Верхушку коренных народов Америки привлекало в масонстве то же, что и масонов из других частей света: братство, статус и прочее. Но «искусство» также сплотило их с влиятельными белыми братьями, такими как Альберт Пайк.
До сегодняшнего дня некоторые утверждают, что многие коренные американцы имели общие культурные черты с масонством: они верили в силу чисел, хорошо ориентировались на местности; поклонялись солнцу, использовали тайные магические слова; верили в силу ритуальных предметов. Возможно, в этом есть доля правды: некоторые масоны-индейцы, безусловно, признавали сходство двух этих миров. К началу XIX века масонство уже впитало в себя огромное количество различных мифов и мотивов со всего мира, поэтому неудивительно, что обнаруживаются совпадения с системами верований коренных американцев.

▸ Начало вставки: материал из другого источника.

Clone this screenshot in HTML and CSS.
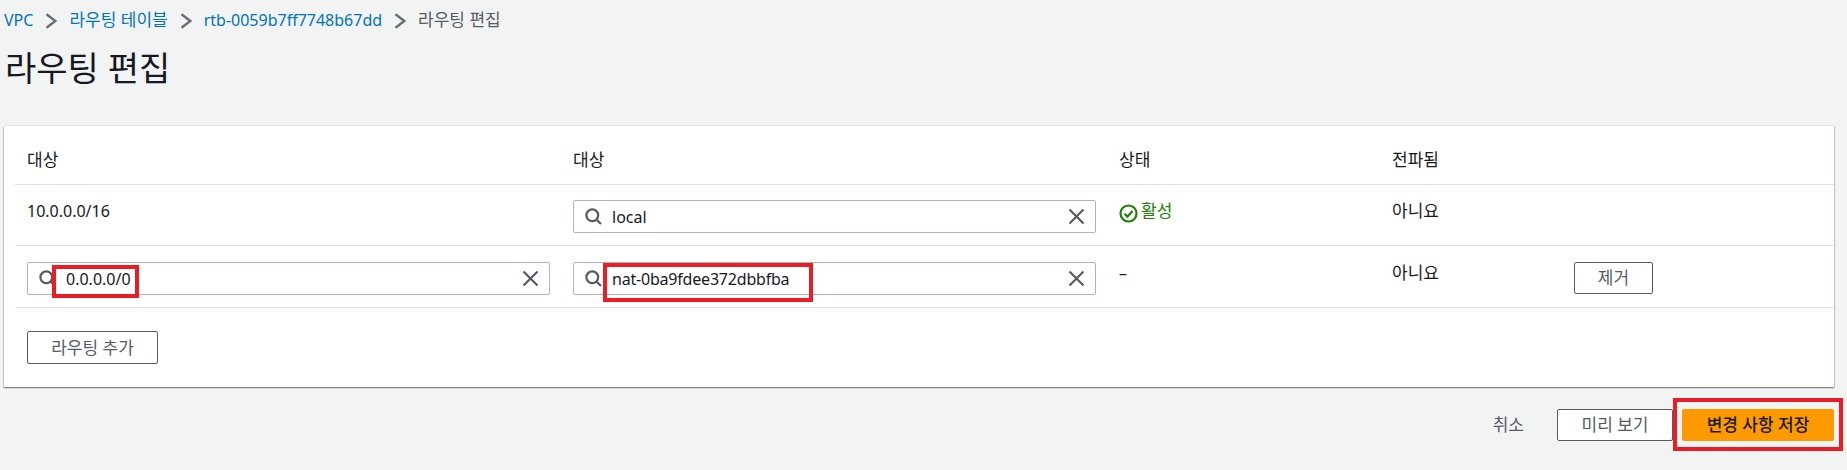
FILE: index.html
```html
<!DOCTYPE html>
<html lang="ko">
<head>
<meta charset="utf-8">
<title>라우팅 편집</title>
<link rel="stylesheet" href="styles.css">
</head>
<body>
<svg class="defs" width="0" height="0" aria-hidden="true">
  <symbol id="search" viewBox="0 0 17 17"><circle cx="7.300" cy="7.300" r="5.900" fill="none" stroke="currentColor" stroke-width="2.200"/><path d="M11.500 11.500l4.500 4.500" fill="none" stroke="currentColor" stroke-width="2.200"/></symbol>
  <symbol id="close" viewBox="0 0 17 17"><path d="M1.500 1.500l14 14M15.500 1.500l-14 14" fill="none" stroke="currentColor" stroke-width="2.200"/></symbol>
  <symbol id="chev" viewBox="0 0 12 16"><path d="M1.500 1.200l8.800 6.800-8.800 6.800" fill="none" stroke="currentColor" stroke-width="2.400"/></symbol>
</svg>
<nav class="crumbs">
  <a class="link">VPC</a><svg class="chev"><use href="#chev"/></svg>
  <a class="link ko">라우팅 테이블</a><svg class="chev"><use href="#chev"/></svg>
  <a class="link">rtb-0059b7ff7748b67dd</a><svg class="chev"><use href="#chev"/></svg>
  <span class="current ko">라우팅 편집</span>
</nav>
<h1 class="title">라우팅 편집</h1>
<section class="card">
  <div class="row head">
    <div>대상</div><div>대상</div><div>상태</div><div>전파됨</div><div></div>
  </div>
  <div class="row body-row first">
    <div class="cell-text num">10.0.0.0/16</div>
    <div class="input"><svg class="i-search"><use href="#search"/></svg><span class="val">local</span><svg class="i-close"><use href="#close"/></svg></div>
    <div class="cell-text status"><svg class="i-check" viewBox="0 0 19 19"><circle cx="9.500" cy="9.500" r="8" fill="none" stroke="currentColor" stroke-width="2.200"/><path d="M5.600 9.800l2.900 2.800 5-5.500" fill="none" stroke="currentColor" stroke-width="2.200"/></svg>활성</div>
    <div class="cell-text">아니요</div>
    <div></div>
  </div>
  <div class="row body-row second">
    <div class="input"><svg class="i-search"><use href="#search"/></svg><span class="val">0.0.0.0/0</span><svg class="i-close"><use href="#close"/></svg><span class="mark mark-a"></span></div>
    <div class="input"><svg class="i-search"><use href="#search"/></svg><span class="val val-tight">nat-0ba9fdee372dbbfba</span><svg class="i-close"><use href="#close"/></svg><span class="mark mark-b"></span></div>
    <div class="cell-text num">–</div>
    <div class="cell-text">아니요</div>
    <div><button class="btn btn-remove">제거</button></div>
  </div>
  <div class="add-wrap"><button class="btn btn-add">라우팅 추가</button></div>
</section>
<footer class="actions">
  <span class="cancel">취소</span>
  <button class="btn btn-preview">미리 보기</button>
  <span class="primary-wrap"><button class="btn btn-primary">변경 사항 저장</button><span class="mark mark-c"></span></span>
</footer>
</body>
</html>
```
FILE: styles.css
```css
* { box-sizing: border-box; }
html, body { margin: 0; height: 470px; overflow: hidden; }
body {
  background: #f2f3f3;
  color: #16191f;
  font-family: "Noto Sans", "Noto Sans CJK KR", sans-serif;
  font-size: 17px;
  line-height: 20px;
  padding: 0 13px 0 4px;
}
.defs { position: absolute; }
.crumbs { height: 40px; display: flex; align-items: center; font-size: 16px; }
.ko { font-size: 17px; }
.link { color: #0073bb; }
.current { color: #545b64; }
.chev { width: 12px; height: 16px; color: #687078; margin: 1px 12px 0 12px; }
.title { margin: 0; padding: 9px 0 0 1px; height: 86px; font-size: 34px; line-height: 38px; font-weight: 400; }
.card {
  background: #fff;
  height: 261px;
  padding-left: 11px;
  box-shadow: 0 1px 1px 0 rgba(0,28,36,.3), 1px 1px 1px 0 rgba(0,28,36,.15), -1px 1px 1px 0 rgba(0,28,36,.15), 0 -1px 1px 0 rgba(0,28,36,.06);
}
.row {
  display: grid;
  grid-template-columns: 546px 546px 273px 182px 1fr;
  padding-left: 12px;
  border-bottom: 1px solid #dfe3e3;
}
.head { height: 59px; padding-top: 24px; }
.first { height: 61px; padding-top: 15px; }
.second { height: 62px; padding-top: 16px; }
.cell-text { padding-top: 1px; }
.num { font-size: 16px; }
.status { color: #1d8102; display: flex; align-items: flex-start; gap: 3px; }
.i-check { width: 19px; height: 19px; margin-top: 3px; }
.input {
  position: relative;
  width: 523px;
  height: 33px;
  display: flex;
  align-items: center;
  background: #fff;
  border: 1px solid #aab7b8;
  border-radius: 2px;
  padding: 0 10px 0 11px;
  color: #545b64;
}
.i-search { width: 17px; height: 17px; flex: none; }
.i-close { width: 17px; height: 17px; flex: none; margin-left: auto; }
.val { color: #16191f; margin-left: 10px; font-size: 16px; }
.val-tight { letter-spacing: -.2px; }
.mark { position: absolute; border: 4px solid #ed1c24; pointer-events: none; }
.mark-a { left: 24px; top: 2px; width: 87px; height: 33px; }
.mark-b { left: 29px; top: 0; width: 210px; height: 39px; }
.mark-c { left: -9px; top: -11px; width: 170px; height: 53px; }
.btn {
  font: inherit;
  height: 32px;
  border: 1px solid #545b64;
  border-radius: 2px;
  background: #fff;
  color: #545b64;
  padding: 0;
}
.btn-remove { width: 79px; }
.btn-add { width: 131px; height: 33px; }
.add-wrap { padding: 23px 0 0 12px; }
.actions { display: flex; align-items: center; justify-content: flex-end; height: 32px; margin-top: 22px; }
.cancel { color: #545b64; margin-right: 33px; }
.btn-preview { width: 116px; }
.primary-wrap { position: relative; margin-left: 9px; display: block; height: 32px; }
.btn-primary { width: 152px; background: #f90; border-color: #f90; color: #16191f; font-weight: 500; }
```
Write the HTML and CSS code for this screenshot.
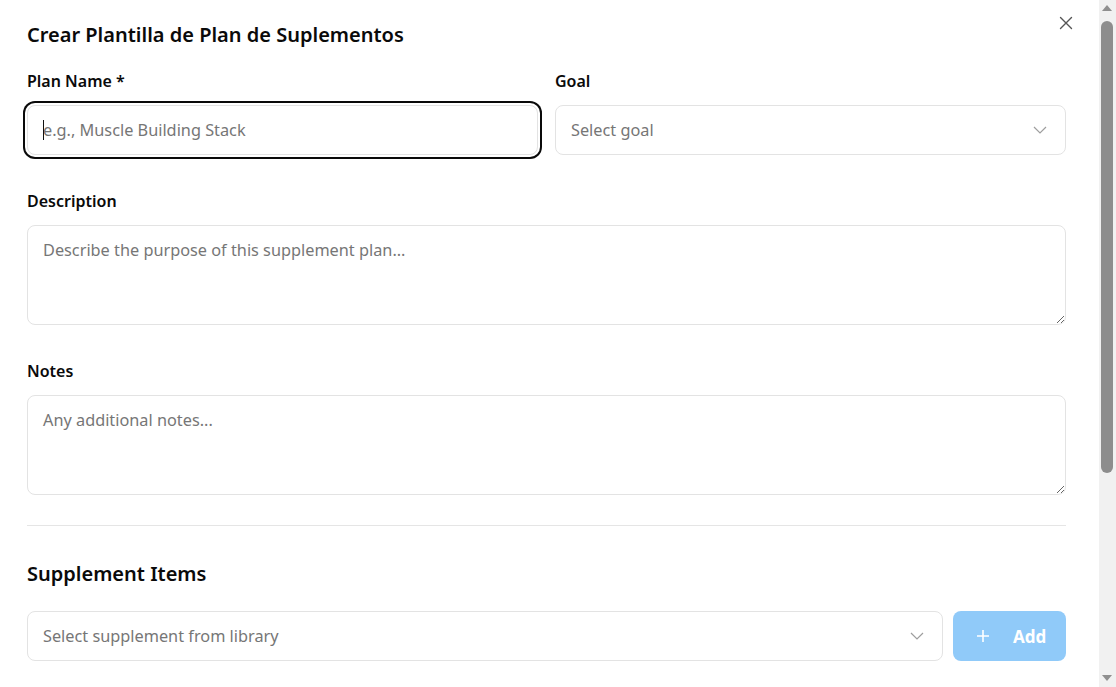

Миф о благородном дикаре проливает свет на то, что на самом деле Пайк и другие белые масоны думали о своих индейских братьях. В американской масонской литературе XIX века особенно пользовались популярностью истории на такой заезженный сюжет. Торжествующий храбрец, поднявший боевой топор, чтобы нанести смертельный удар, стоит над раненым белым солдатом. Сквозь зубы, стиснутые в агонии и отчаянии, солдат издает масонский сигнал бедствия. Каким-то чудом, опираясь на что-то глубоко укорененное в коллективном бессознательном своего народа, храбрец распознает сигнал и, вместо того чтобы снять скальп со своего пленника, обращается с ним со всем уважением, подобающим брату. Такие басни льстили масонам, им казалось, что они наследники древних истин, общих для всего человечества, — тех истин, которые заставляют самых благородных из дикарей Америки почувствовать в своей душе трепет. Другими словами, каждый белый масон высокомерно считал, что «искусство» как высшее выражение человеческой мудрости пришло в Америку и оказалось воплощением всех самых сокровенных духовных чаяний аборигенов. Вот что написал про это ведущий историк в области американоиндейского масонства: «Масоны, среди других колонизаторов, видели себя в авангарде исторического движения, которое уже было предопределено: каким-то образом их прибытие уже было известно тем, кого именно они хотели поработить».